Is using VNC with a Whonix Live Mode VM more amnesic than Spice?

From my understanding one of the reasons Spice is faster than VNC is because Spice is caching the image while VNC doesn’t.

#Spice for Newbies
#Spice Protocol
5. Caching

Spice implements client image caching in order to avoid redundant transmissions to the client. Caching applies to any kind of image data sent to the client, including pixmaps, palettes and cursors. Each image arrives from the driver with a unique id and a cache hint. Non-identical images have different ids, while identical images share the same id. The cache hint recommends the server to cache the image. Pixmap cache is shared among all the displays.

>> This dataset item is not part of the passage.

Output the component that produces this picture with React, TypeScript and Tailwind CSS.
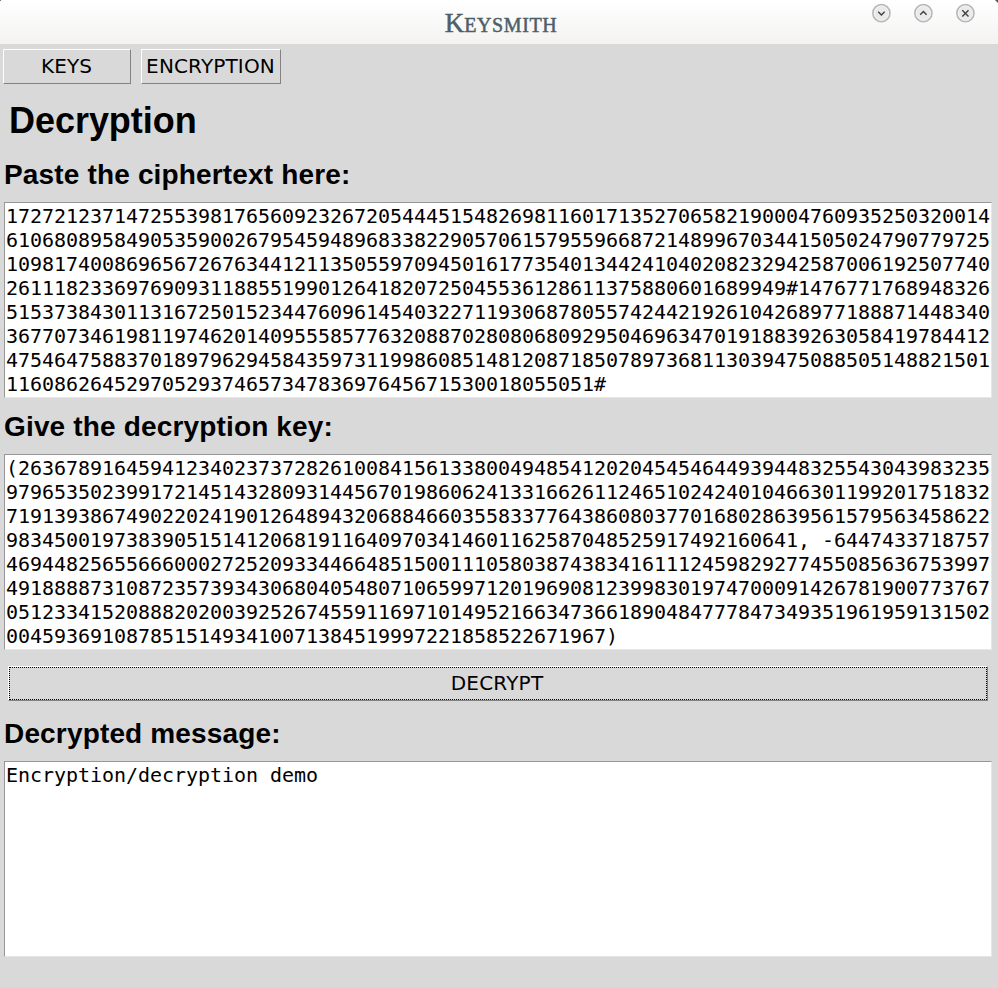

Cache is defined per connection and synchronized between the server and the client, i.e., in each moment the server knows exactly which images are in the client cache. Moreover, the server is the one to decide whether an item should be added or removed from the cache. The client cache size is set by the client and transferred to the server through the display channel initialization message. The server monitors the current cache capacity and when it lacks space it removes the least recently used cache items until there is enough available cache space. The server sends an invalidate command with these items and the client removes them.

Considering I got swap. core dumps and everything disabled #Anti-forensics Precautions when using Kicksecure VMs in Live Mode.

Is the spice cache able to contain a view of the VM screen and does it ever get written on host disk somewhere by qemu/libvirt/spice?